**The task**
Reply with one number: the count of lines in the records below that hold "this".

Extracted records
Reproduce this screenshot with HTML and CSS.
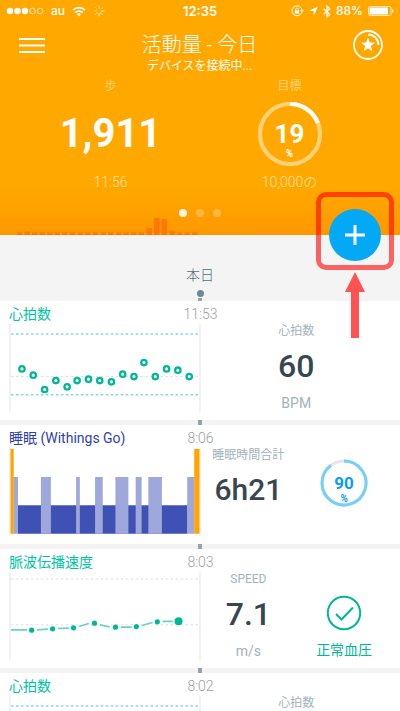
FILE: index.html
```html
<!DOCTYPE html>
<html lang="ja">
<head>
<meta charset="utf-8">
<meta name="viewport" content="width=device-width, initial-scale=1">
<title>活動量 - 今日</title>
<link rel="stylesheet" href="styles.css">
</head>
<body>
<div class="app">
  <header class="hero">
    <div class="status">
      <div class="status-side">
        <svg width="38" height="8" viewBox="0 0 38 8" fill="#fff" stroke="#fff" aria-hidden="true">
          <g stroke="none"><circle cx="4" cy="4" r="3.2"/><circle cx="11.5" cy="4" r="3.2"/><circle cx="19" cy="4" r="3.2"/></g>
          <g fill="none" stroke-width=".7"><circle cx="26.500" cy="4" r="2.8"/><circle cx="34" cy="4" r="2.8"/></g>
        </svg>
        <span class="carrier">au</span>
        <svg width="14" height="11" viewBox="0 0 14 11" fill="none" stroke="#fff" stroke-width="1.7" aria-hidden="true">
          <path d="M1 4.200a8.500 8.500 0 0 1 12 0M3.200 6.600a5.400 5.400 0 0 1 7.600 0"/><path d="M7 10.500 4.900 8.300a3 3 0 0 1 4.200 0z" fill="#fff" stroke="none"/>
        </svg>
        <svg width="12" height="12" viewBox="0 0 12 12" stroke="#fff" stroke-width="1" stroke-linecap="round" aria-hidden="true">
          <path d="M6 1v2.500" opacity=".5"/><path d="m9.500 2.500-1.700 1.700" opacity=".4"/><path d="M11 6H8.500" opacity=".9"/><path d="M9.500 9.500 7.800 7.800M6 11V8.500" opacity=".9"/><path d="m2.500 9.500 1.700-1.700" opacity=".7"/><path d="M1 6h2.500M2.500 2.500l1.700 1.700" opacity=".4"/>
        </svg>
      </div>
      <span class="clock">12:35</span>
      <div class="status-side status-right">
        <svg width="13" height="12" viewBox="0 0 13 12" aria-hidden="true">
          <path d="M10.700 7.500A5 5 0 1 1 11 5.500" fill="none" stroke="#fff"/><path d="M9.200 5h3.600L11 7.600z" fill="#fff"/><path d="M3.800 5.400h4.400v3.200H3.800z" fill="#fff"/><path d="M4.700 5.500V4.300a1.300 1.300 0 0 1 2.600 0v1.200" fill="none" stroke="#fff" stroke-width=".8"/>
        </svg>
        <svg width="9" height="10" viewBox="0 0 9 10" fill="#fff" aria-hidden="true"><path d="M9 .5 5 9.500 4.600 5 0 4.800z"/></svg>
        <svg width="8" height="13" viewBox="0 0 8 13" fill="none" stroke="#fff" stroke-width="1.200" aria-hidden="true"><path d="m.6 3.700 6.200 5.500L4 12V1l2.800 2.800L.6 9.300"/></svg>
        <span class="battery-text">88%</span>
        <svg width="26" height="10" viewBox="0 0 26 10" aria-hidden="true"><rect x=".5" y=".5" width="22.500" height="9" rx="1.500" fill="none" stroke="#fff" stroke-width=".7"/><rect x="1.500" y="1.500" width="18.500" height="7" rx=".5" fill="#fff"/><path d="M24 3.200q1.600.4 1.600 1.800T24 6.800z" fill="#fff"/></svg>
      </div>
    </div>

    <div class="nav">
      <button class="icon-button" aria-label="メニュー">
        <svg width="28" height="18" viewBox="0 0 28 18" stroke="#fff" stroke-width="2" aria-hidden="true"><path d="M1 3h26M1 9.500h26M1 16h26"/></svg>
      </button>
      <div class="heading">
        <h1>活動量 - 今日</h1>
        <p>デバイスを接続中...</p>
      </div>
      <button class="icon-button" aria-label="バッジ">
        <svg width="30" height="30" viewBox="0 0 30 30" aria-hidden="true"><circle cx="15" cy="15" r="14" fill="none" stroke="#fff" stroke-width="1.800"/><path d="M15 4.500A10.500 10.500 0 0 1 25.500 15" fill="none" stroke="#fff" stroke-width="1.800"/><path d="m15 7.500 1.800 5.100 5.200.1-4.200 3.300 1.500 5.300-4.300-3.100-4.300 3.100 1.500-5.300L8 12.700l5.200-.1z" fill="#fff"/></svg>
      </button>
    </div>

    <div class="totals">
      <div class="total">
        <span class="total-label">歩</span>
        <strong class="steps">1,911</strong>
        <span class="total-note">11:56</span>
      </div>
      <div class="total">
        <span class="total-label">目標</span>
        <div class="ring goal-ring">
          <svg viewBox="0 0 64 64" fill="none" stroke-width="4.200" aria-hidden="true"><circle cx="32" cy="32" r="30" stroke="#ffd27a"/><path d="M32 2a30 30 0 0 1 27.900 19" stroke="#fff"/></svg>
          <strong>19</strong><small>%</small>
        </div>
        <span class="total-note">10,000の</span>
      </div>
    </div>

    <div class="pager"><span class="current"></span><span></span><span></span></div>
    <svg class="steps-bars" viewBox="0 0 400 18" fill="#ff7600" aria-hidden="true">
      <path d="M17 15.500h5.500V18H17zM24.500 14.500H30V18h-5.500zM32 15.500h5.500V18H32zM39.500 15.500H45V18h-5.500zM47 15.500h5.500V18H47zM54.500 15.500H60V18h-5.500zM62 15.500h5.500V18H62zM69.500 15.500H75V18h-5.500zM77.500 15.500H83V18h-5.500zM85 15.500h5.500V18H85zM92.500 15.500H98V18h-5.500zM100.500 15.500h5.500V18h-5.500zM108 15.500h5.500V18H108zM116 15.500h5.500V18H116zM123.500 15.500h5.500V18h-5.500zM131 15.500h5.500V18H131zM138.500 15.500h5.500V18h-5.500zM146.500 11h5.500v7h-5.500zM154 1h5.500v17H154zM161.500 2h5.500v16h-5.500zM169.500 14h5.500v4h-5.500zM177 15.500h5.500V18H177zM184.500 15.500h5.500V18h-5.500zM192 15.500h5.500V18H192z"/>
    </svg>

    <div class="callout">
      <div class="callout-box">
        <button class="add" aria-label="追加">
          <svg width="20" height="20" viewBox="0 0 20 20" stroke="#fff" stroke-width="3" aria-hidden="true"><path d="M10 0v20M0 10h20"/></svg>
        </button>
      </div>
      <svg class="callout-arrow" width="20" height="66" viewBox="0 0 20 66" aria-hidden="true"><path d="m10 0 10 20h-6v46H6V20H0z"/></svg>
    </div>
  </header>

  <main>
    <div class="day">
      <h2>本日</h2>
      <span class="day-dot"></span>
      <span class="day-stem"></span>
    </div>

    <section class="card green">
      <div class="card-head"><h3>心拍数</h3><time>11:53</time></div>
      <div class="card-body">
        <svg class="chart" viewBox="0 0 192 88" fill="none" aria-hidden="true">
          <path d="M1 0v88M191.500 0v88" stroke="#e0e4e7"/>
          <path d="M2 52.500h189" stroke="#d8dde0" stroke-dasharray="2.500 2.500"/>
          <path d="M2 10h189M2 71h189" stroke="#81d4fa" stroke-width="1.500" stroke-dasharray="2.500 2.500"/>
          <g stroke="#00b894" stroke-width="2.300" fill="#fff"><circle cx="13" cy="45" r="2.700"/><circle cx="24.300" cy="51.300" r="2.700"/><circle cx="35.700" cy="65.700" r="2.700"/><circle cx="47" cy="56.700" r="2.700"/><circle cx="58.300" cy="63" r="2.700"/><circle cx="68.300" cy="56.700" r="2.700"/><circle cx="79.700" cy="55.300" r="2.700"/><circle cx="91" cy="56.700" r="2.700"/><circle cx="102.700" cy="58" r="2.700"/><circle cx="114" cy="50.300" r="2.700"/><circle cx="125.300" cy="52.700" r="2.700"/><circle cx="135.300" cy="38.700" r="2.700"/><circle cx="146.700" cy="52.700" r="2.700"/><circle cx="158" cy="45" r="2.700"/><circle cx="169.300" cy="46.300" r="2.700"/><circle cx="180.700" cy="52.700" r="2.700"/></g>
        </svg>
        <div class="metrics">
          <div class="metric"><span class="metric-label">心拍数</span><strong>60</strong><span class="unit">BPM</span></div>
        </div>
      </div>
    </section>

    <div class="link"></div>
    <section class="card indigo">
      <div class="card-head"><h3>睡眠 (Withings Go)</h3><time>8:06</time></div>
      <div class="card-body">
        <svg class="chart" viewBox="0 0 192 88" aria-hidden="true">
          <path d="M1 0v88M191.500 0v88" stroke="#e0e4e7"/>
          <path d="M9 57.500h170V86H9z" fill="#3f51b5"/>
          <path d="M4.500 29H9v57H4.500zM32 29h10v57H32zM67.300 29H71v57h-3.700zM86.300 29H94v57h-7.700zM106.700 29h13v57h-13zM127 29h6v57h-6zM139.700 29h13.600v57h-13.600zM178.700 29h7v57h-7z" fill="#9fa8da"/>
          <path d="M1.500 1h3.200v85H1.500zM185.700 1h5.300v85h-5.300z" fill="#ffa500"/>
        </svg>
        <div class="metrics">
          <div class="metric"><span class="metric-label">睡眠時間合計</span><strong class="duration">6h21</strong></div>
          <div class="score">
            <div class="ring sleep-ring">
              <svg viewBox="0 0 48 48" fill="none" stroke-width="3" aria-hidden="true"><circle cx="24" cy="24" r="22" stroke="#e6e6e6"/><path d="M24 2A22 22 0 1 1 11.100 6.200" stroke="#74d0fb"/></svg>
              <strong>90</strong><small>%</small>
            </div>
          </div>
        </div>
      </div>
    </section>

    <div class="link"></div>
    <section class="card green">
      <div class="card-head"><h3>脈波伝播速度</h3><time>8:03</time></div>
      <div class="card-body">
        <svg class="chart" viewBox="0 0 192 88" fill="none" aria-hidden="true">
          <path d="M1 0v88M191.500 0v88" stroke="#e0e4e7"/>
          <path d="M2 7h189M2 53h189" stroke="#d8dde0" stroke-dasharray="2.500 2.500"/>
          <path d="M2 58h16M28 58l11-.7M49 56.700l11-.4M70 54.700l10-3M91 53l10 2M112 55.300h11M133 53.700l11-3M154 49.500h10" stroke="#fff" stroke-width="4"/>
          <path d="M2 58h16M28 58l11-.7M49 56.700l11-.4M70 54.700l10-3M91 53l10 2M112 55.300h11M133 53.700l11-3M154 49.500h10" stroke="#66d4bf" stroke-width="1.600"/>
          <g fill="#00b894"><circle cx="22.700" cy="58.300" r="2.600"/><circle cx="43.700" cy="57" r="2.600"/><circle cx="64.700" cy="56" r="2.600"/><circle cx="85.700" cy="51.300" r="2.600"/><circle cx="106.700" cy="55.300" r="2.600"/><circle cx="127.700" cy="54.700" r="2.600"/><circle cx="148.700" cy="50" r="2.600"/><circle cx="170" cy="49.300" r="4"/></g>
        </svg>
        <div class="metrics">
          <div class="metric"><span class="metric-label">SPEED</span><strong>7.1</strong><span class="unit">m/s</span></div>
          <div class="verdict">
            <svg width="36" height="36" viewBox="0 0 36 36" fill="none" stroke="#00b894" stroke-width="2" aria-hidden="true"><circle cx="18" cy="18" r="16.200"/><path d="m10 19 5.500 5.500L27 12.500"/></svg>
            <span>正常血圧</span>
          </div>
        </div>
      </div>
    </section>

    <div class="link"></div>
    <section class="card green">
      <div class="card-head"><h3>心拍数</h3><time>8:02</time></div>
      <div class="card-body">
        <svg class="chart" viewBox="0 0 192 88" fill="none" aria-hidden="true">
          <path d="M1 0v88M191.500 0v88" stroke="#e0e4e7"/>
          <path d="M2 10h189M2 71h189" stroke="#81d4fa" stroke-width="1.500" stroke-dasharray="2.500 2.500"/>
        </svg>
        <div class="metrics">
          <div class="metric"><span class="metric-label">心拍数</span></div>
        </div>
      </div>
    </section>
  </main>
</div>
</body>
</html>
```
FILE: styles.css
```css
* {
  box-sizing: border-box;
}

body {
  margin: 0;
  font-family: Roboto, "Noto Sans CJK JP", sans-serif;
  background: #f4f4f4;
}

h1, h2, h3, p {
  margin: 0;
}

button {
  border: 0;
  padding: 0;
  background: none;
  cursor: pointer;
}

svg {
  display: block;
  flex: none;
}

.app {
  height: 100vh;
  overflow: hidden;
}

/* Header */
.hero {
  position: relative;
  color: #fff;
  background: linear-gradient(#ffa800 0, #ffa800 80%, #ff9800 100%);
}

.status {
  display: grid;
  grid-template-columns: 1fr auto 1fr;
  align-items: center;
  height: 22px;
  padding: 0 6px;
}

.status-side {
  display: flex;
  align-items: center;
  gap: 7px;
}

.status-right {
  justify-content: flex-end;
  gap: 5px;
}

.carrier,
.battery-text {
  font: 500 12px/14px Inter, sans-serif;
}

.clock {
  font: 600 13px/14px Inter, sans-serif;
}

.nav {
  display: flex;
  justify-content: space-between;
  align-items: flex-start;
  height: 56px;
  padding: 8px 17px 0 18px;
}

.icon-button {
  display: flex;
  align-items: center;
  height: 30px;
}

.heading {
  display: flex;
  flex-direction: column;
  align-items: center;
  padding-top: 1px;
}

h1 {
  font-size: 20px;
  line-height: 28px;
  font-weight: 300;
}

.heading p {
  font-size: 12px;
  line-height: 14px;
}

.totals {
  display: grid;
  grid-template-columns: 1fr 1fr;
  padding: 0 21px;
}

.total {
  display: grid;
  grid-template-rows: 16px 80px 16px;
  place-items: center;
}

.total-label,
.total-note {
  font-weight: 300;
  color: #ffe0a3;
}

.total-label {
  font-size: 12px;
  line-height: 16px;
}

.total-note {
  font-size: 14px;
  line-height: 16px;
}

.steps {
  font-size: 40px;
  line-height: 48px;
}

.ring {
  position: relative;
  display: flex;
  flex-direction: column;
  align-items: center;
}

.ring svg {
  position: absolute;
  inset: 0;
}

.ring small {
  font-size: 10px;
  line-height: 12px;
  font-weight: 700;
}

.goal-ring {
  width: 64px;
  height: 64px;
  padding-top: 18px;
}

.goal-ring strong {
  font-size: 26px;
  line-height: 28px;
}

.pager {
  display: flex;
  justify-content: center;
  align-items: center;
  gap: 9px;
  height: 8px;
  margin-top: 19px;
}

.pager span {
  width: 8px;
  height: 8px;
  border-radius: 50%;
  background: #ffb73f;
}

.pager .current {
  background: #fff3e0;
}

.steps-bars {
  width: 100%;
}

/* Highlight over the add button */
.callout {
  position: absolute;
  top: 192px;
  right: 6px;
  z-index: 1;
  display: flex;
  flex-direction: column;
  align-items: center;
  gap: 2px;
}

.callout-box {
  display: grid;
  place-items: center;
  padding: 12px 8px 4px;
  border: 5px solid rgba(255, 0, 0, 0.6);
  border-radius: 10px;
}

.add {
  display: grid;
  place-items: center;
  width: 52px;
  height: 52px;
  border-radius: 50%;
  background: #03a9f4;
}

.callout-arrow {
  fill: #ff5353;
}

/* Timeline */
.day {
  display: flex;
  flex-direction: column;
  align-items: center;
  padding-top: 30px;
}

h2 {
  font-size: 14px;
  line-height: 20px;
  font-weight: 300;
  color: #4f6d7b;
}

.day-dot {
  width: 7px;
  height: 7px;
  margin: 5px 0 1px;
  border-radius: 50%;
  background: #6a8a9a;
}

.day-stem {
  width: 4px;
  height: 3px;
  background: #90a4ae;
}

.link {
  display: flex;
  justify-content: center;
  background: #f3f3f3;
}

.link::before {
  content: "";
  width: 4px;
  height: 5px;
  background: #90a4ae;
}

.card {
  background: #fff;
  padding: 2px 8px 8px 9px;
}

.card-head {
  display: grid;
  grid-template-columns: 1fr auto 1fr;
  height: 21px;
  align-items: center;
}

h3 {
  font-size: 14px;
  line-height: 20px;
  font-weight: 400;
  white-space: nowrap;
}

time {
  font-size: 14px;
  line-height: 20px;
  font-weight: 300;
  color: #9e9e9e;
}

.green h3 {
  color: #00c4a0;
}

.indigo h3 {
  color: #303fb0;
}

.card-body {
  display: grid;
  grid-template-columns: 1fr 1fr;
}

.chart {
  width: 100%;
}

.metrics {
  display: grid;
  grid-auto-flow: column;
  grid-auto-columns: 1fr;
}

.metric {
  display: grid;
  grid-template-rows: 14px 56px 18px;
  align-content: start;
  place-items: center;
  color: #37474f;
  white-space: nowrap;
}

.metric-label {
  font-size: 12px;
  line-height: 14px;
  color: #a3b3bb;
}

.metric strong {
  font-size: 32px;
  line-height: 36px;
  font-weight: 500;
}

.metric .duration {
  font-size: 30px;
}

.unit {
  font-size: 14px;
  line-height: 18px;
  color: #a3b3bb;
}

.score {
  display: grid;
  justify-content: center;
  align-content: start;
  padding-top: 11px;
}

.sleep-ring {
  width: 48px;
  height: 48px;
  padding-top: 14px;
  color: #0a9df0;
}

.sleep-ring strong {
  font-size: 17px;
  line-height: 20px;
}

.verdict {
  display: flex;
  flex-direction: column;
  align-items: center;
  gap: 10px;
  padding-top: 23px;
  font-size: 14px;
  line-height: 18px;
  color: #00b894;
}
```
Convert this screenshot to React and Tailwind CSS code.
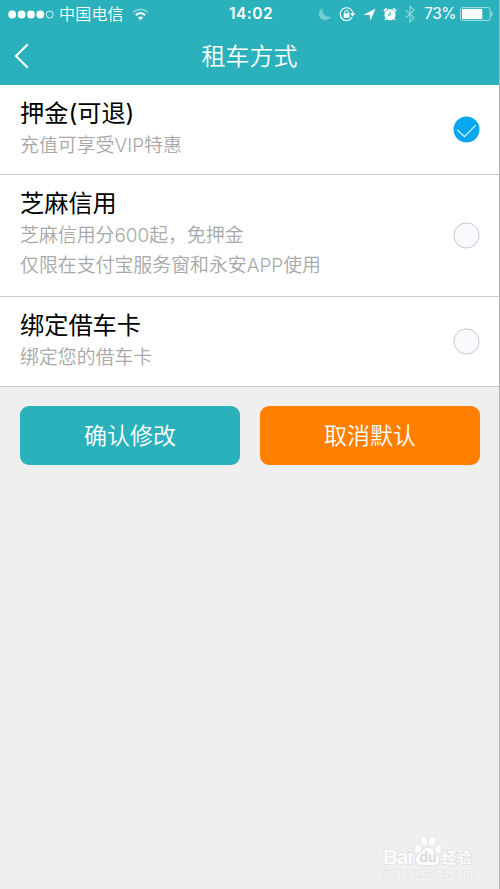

**The output**
2